▶ [Data]
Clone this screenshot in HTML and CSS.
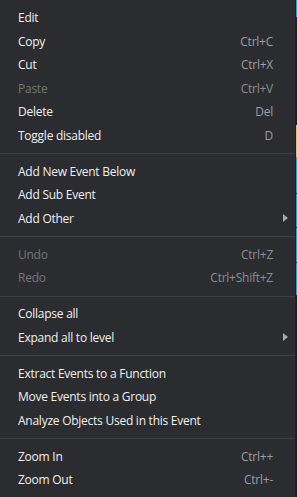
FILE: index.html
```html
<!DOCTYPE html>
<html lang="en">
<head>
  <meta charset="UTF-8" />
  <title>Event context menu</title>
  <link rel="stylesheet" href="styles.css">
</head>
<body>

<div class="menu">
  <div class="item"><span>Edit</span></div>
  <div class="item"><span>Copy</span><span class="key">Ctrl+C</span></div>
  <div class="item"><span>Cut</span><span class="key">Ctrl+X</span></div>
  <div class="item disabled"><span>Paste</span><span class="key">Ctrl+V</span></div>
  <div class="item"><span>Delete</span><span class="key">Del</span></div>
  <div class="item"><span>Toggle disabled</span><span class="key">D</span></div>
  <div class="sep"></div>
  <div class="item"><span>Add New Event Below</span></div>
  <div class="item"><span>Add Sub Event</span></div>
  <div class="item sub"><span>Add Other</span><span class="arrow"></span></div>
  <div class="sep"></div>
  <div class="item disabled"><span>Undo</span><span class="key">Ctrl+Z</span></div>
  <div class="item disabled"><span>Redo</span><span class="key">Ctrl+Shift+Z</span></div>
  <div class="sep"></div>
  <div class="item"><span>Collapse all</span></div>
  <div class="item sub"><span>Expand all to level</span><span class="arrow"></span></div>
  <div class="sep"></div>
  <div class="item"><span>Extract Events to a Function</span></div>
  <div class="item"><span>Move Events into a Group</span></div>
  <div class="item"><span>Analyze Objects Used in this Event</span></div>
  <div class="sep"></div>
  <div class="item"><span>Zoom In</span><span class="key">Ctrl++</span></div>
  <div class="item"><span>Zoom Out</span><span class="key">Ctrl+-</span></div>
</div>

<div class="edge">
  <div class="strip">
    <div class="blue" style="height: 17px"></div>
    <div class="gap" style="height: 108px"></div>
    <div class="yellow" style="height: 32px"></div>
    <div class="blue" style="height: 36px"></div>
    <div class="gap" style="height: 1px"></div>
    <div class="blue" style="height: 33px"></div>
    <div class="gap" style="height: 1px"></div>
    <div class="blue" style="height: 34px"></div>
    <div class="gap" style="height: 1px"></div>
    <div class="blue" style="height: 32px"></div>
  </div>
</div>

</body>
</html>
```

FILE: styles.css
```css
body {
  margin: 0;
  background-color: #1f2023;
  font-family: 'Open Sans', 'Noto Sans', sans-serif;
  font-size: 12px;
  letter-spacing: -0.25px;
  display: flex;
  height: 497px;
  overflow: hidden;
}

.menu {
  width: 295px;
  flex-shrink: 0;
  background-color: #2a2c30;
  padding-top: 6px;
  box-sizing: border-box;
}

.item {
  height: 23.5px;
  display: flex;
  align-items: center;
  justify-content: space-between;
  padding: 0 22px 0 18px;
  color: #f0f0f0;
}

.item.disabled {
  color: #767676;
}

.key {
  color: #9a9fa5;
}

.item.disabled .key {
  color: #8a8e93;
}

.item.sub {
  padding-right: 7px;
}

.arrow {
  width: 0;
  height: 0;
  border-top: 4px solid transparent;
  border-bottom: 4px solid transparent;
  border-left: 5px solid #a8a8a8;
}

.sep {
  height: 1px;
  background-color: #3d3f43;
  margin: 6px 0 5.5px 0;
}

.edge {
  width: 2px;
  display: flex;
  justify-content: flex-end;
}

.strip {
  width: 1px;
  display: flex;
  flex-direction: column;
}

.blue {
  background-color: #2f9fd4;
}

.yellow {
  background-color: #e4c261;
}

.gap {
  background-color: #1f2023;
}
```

▶ [Work instructions]
What is the number of lines that hold the string "this"? Reply with that number alone.

▶ [Exercise result]
2